北朝鮮としては、自主独立路線を貫くために、米中などの核大国に対しても、「耐え難い損害を与える」ことのできる最小限抑止能力を保有していることを実証する必要がある。そのためには、メガトン級のテラー・ウラム型水爆の実験は不可欠である。2020年頃までに北朝鮮が最小限核抑止能力の確保を目指すとすれば、豊渓里の核実験場の能力とこれまでの実績から判断する限り、今後150キロトン以下の低出力の加速型原爆又は1段式の水爆を年間1~2回、計5~6回以上実験し小型化軽量化を進め、まず戦術核弾頭の信頼性を確認するとみられる。
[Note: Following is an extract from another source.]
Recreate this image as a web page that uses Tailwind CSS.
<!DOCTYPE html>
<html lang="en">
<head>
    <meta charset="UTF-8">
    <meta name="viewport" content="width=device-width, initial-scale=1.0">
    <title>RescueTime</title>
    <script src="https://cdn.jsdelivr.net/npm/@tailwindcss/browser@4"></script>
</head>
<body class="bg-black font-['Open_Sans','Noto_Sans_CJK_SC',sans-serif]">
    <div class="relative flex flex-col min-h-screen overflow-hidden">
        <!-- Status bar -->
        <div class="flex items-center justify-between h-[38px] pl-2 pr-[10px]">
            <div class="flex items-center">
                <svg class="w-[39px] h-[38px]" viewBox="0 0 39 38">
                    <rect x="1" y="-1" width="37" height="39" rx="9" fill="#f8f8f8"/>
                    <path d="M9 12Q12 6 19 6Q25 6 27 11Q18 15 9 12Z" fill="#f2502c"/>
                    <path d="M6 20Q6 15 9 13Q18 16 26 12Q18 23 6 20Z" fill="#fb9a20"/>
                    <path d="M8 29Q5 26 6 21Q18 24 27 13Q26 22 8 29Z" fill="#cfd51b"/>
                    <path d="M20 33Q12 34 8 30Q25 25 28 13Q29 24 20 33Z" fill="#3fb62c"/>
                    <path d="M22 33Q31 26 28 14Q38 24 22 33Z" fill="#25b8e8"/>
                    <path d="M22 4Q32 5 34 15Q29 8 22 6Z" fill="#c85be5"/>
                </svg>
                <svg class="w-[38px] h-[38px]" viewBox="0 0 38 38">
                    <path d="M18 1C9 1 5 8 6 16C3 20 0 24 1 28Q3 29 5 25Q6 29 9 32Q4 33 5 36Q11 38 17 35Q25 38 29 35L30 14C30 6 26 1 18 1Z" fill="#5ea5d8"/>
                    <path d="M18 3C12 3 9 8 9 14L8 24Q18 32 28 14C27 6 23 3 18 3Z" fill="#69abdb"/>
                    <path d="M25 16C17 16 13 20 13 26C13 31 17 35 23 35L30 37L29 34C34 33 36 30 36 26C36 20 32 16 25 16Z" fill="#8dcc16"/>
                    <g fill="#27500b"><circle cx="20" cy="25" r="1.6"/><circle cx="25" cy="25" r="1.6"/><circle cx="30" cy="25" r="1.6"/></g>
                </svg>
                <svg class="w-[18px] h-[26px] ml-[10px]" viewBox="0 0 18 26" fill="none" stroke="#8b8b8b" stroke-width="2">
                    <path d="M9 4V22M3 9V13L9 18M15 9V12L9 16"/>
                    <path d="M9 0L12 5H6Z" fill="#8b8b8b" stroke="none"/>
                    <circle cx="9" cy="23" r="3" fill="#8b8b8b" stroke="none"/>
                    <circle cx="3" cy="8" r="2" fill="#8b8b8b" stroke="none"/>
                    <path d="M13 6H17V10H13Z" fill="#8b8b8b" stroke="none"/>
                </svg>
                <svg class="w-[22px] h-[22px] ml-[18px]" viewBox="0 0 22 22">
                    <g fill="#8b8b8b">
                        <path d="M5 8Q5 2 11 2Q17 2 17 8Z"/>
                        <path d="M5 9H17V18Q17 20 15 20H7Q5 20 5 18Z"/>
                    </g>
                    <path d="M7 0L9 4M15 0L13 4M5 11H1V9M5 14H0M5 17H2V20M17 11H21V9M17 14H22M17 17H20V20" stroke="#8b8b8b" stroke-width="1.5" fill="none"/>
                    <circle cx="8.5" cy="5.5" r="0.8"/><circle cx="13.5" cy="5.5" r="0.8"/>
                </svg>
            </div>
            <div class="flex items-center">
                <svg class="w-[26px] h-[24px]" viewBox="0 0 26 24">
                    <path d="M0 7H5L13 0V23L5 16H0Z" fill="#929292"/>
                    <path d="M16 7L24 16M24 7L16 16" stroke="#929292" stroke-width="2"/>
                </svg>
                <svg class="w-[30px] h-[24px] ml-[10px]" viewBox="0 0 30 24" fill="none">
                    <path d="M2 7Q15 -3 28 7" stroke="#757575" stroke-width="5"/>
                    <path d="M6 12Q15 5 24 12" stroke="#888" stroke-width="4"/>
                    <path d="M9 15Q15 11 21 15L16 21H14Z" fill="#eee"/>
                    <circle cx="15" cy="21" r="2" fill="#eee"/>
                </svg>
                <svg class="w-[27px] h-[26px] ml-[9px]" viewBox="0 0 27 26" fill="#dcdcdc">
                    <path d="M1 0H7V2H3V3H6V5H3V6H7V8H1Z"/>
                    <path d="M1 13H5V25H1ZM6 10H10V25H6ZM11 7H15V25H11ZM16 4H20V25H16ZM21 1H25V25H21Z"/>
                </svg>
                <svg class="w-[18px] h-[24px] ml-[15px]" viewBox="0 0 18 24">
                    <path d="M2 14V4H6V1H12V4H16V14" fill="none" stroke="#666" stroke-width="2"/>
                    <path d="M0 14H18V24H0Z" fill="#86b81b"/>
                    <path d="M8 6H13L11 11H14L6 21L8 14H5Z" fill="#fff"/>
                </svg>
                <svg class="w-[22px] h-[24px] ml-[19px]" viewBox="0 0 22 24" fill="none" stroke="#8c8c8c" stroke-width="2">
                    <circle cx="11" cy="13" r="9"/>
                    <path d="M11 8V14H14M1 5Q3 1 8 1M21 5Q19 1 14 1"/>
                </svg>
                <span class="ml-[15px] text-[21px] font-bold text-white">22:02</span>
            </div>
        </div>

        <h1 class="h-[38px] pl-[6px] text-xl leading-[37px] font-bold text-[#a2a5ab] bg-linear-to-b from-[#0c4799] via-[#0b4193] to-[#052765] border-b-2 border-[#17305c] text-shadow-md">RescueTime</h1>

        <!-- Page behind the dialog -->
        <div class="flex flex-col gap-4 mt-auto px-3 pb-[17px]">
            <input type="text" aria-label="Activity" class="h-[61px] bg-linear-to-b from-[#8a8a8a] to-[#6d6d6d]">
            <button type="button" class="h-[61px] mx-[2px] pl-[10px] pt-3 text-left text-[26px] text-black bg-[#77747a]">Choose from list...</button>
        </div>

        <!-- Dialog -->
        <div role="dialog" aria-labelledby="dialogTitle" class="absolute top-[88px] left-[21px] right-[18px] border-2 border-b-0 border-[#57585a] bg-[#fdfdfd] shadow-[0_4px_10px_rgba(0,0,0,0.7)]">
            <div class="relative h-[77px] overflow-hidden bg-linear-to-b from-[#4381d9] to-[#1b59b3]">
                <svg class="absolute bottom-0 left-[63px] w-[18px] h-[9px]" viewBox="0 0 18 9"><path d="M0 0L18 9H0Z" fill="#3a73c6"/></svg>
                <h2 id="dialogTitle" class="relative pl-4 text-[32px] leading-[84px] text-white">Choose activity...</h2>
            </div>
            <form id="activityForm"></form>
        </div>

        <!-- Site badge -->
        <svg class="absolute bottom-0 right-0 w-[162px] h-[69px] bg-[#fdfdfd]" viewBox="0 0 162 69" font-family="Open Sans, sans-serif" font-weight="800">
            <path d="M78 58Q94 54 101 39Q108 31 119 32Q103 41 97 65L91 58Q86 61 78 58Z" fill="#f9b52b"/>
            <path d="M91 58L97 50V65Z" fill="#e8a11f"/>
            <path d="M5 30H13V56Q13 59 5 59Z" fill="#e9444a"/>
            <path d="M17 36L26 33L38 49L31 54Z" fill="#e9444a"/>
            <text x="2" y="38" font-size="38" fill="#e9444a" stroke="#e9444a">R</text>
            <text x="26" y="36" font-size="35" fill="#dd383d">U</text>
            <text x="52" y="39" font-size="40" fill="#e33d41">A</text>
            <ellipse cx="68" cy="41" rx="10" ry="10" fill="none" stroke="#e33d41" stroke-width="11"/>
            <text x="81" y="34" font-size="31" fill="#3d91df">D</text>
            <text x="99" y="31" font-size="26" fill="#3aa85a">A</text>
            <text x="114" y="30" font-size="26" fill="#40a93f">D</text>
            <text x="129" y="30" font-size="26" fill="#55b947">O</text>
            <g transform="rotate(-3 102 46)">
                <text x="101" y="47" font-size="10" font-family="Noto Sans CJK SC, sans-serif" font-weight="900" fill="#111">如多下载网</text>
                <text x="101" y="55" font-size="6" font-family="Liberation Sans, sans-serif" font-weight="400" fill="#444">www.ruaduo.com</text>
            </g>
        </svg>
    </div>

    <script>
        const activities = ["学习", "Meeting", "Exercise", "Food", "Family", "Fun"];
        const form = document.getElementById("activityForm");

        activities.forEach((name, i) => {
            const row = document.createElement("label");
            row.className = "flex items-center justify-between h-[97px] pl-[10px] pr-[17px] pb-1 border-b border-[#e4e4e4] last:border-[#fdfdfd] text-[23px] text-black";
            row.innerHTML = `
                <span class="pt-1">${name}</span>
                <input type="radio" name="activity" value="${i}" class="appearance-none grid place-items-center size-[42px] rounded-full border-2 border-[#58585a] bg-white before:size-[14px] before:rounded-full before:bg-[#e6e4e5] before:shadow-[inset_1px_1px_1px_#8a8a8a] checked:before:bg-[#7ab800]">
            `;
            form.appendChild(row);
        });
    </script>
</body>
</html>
 その後、2020年頃までに1~2回のメガトン級の戦略核弾頭の水爆実験を実施することになると予想される。核弾頭の投射手段はその頃までに兵器システムとして出そろうことになるとみられることから、2020年代に入っても、核弾頭の開発配備が北朝鮮にとり主要課題となる。2020年代も北朝鮮は、各種の戦略・戦術核弾頭の実験を、弾頭の性能向上、既存の弾頭の信頼性の検証などのため、続けるとみられる。豊渓里の核実験場は、数十回の核実験に耐えられる広さがあり、実験場の不足は制約にならないであろう。

 北朝鮮は、放射能汚染封じ込めの技術も保有しており、水爆実験でも封じ込めに成功する可能性はある。しかし放射能漏れ、地震による被害、水質汚染などが生ずる可能性は否定できない。特に、北朝鮮が信頼性のおける閉鎖機構をまだ保有していないとみられることは重大な問題である。

 北朝鮮の核実験による被害の発生と波及防止のための国際的な協力体制を、早急につくり上げねばならない。また核実験の出力増大に伴い、北朝鮮を国際的な核実験の安全管理面での管理レジームに入れ、放射能汚染の拡大、不慮の事故などを招かないようにさせる必要性も高まるとみられる。